Come and Celebrate 25 Years of Why Documentaries in the Illawarra!!
12.30 Doors Open
1pm "Ode to My Brother: A Sherbrooke Down Story" - When the Mt. Kembla coal mine in New South Wales explodes one horrific day in 1902, Evangeline relives the hurt she felt years before when she lost her own brother in similar circumstances. Q and A with Director James Stewart Keane
1.30pm Beneath Black Skies - a history of coal mining in the Illawarra documentary telling the stories of the Mt Kembla Disaster and Bulli Disaster and how coal mining shaped the lives of women in the area.
3pm Celebration of Why Documentaries plus drinks
4pm "The Dalfram Dispute 1938: Pig Iron Bob" This film covers an episode in Australian history overlooked for far too long: the efforts by striking waterfront workers in Wollongong to stop the shipping of pig iron to imperialist Japan in the late 1930s. Framing the story with the figures of Trade Union leader Ted Roach and then Attorney General Robert Menzies, the film brings to life not only the clash of ideas between their two worldviews, but provides a window onto the fraught politics of late 1930s Australia.

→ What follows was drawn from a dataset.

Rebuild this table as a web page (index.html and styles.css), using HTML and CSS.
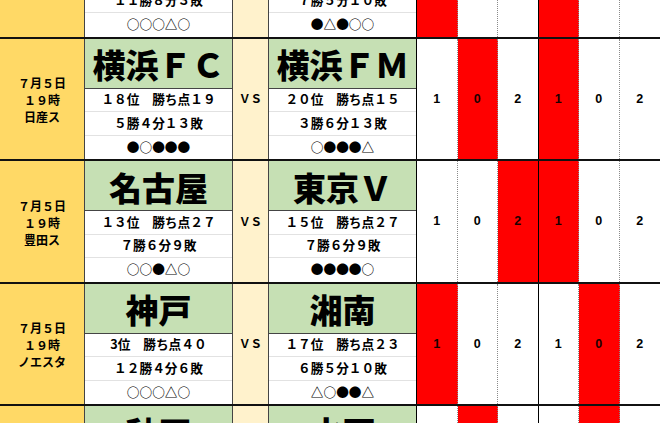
FILE: index.html
```html
<!DOCTYPE html>
<html lang="ja">
<head>
<meta charset="utf-8">
<title>toto 予想</title>
<link rel="stylesheet" href="styles.css">
</head>
<body>
<div class="sheet">

  <div class="match">
    <div class="date"></div>
    <div class="team">
      <div class="name"></div>
      <div class="stat"></div>
      <div class="stat">１１勝８分３敗</div>
      <div class="stat">○○○△○</div>
    </div>
    <div class="vs"></div>
    <div class="team away">
      <div class="name"></div>
      <div class="stat"></div>
      <div class="stat">７勝５分１０敗</div>
      <div class="stat">●△●○○</div>
    </div>
    <div class="picks">
      <div class="pick on"></div><div class="pick"></div><div class="pick"></div>
      <div class="pick on"></div><div class="pick"></div><div class="pick"></div>
    </div>
  </div>

  <div class="match">
    <div class="date"><span>７月５日</span><span>１９時</span><span>日産ス</span></div>
    <div class="team">
      <div class="name">横浜ＦＣ</div>
      <div class="stat">１８位　勝ち点１９</div>
      <div class="stat">５勝４分１３敗</div>
      <div class="stat">●○●●●</div>
    </div>
    <div class="vs">ＶＳ</div>
    <div class="team away">
      <div class="name">横浜ＦＭ</div>
      <div class="stat">２０位　勝ち点１５</div>
      <div class="stat">３勝６分１３敗</div>
      <div class="stat">○●●●△</div>
    </div>
    <div class="picks">
      <div class="pick">1</div><div class="pick on">0</div><div class="pick">2</div>
      <div class="pick on">1</div><div class="pick">0</div><div class="pick">2</div>
    </div>
  </div>

  <div class="match">
    <div class="date"><span>７月５日</span><span>１９時</span><span>豊田ス</span></div>
    <div class="team">
      <div class="name">名古屋</div>
      <div class="stat">１３位　勝ち点２７</div>
      <div class="stat">７勝６分９敗</div>
      <div class="stat">○○●△○</div>
    </div>
    <div class="vs">ＶＳ</div>
    <div class="team away">
      <div class="name">東京Ｖ</div>
      <div class="stat">１５位　勝ち点２７</div>
      <div class="stat">７勝６分９敗</div>
      <div class="stat">●●●●○</div>
    </div>
    <div class="picks">
      <div class="pick">1</div><div class="pick">0</div><div class="pick on">2</div>
      <div class="pick on">1</div><div class="pick">0</div><div class="pick">2</div>
    </div>
  </div>

  <div class="match">
    <div class="date"><span>７月５日</span><span>１９時</span><span>ノエスタ</span></div>
    <div class="team">
      <div class="name">神戸</div>
      <div class="stat">3位　勝ち点４０</div>
      <div class="stat">１２勝４分６敗</div>
      <div class="stat">○○○△○</div>
    </div>
    <div class="vs">ＶＳ</div>
    <div class="team away">
      <div class="name">湘南</div>
      <div class="stat">１７位　勝ち点２３</div>
      <div class="stat">６勝５分１０敗</div>
      <div class="stat">△○●●△</div>
    </div>
    <div class="picks">
      <div class="pick on">1</div><div class="pick">0</div><div class="pick">2</div>
      <div class="pick">1</div><div class="pick on">0</div><div class="pick">2</div>
    </div>
  </div>

  <div class="match">
    <div class="date"></div>
    <div class="team">
      <div class="name">秋田</div>
      <div class="stat"></div>
      <div class="stat"></div>
      <div class="stat"></div>
    </div>
    <div class="vs"></div>
    <div class="team away">
      <div class="name">水戸</div>
      <div class="stat"></div>
      <div class="stat"></div>
      <div class="stat"></div>
    </div>
    <div class="picks">
      <div class="pick"></div><div class="pick on"></div><div class="pick"></div>
      <div class="pick"></div><div class="pick on"></div><div class="pick"></div>
    </div>
  </div>

</div>
</body>
</html>
```

FILE: styles.css
```css
* {
  box-sizing: border-box;
}

html, body {
  margin: 0;
  padding: 0;
  background: #ffffff;
}

body {
  width: 660px;
  height: 423px;
  overflow: hidden;
  font-family: "Noto Sans CJK JP", "Noto Sans", sans-serif;
  color: #000;
}

.sheet {
  margin-top: -84px;
  width: 660px;
}

.match {
  display: grid;
  grid-template-columns: 85px 148px 36px 148px 243px;
  height: 122.5px;
  border-bottom: 2px solid #111;
}

.date {
  background: #ffd966;
  border-right: 1px solid #444;
  display: flex;
  flex-direction: column;
  align-items: center;
  justify-content: center;
  gap: 0;
  text-align: center;
  font-size: 12px;
  font-weight: 700;
  padding-top: 2px;
}

.date span {
  display: block;
  line-height: 17px;
  height: 17px;
}

.team {
  display: grid;
  grid-template-rows: 50px 23.5px 23.5px 1fr;
  border-right: 1px solid #444;
}

.team.away {
  border-right: 1.5px solid #000;
}

.name {
  background: #c6e0b4;
  border-bottom: 1px solid #444;
  display: flex;
  align-items: center;
  justify-content: center;
  font-size: 33px;
  font-weight: 900;
  line-height: 1;
  padding-top: 3px;
  white-space: nowrap;
}

.stat {
  display: flex;
  align-items: center;
  justify-content: center;
  font-size: 12.7px;
  font-weight: 700;
  line-height: 1;
  border-bottom: 1px solid #e2e2e2;
  white-space: nowrap;
}

.stat:last-child {
  border-bottom: none;
}

.vs {
  background: #fff2cc;
  border-right: 1px solid #444;
  display: flex;
  align-items: center;
  justify-content: center;
  font-size: 11.5px;
  font-weight: 700;
  padding-bottom: 1px;
}

.picks {
  display: grid;
  grid-template-columns: repeat(6, 1fr);
}

.pick {
  display: flex;
  align-items: center;
  justify-content: center;
  font-family: "Liberation Sans", Arial, sans-serif;
  font-size: 12.5px;
  font-weight: 700;
  border-right: 1px dotted #8a8a8a;
}

.pick:nth-child(3) {
  border-right: 1.5px solid #000;
}

.pick:nth-child(6) {
  border-right: none;
}

.pick.on {
  background: #ff0000;
  color: #1a0000;
}
```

Drawing on a wide range of views from historians and commentators, as well as the daughters of Roach and Menzies, the film is a well-balanced and finely crafted account of this dramatic episode in Australian political culture.
Perhaps the film’s greatest success is the connection made between the local and the international. Against the backdrop of the rise of Japanese militarism and Tokyo’s invasion of Manchuria, the film shows the energising effect of these events on the consciences of the Waterfront workers at Port Kembla. It shows, too, their desire to not only have their voice heard but to shape the foreign policy of the nation on the cusp of the Second World War.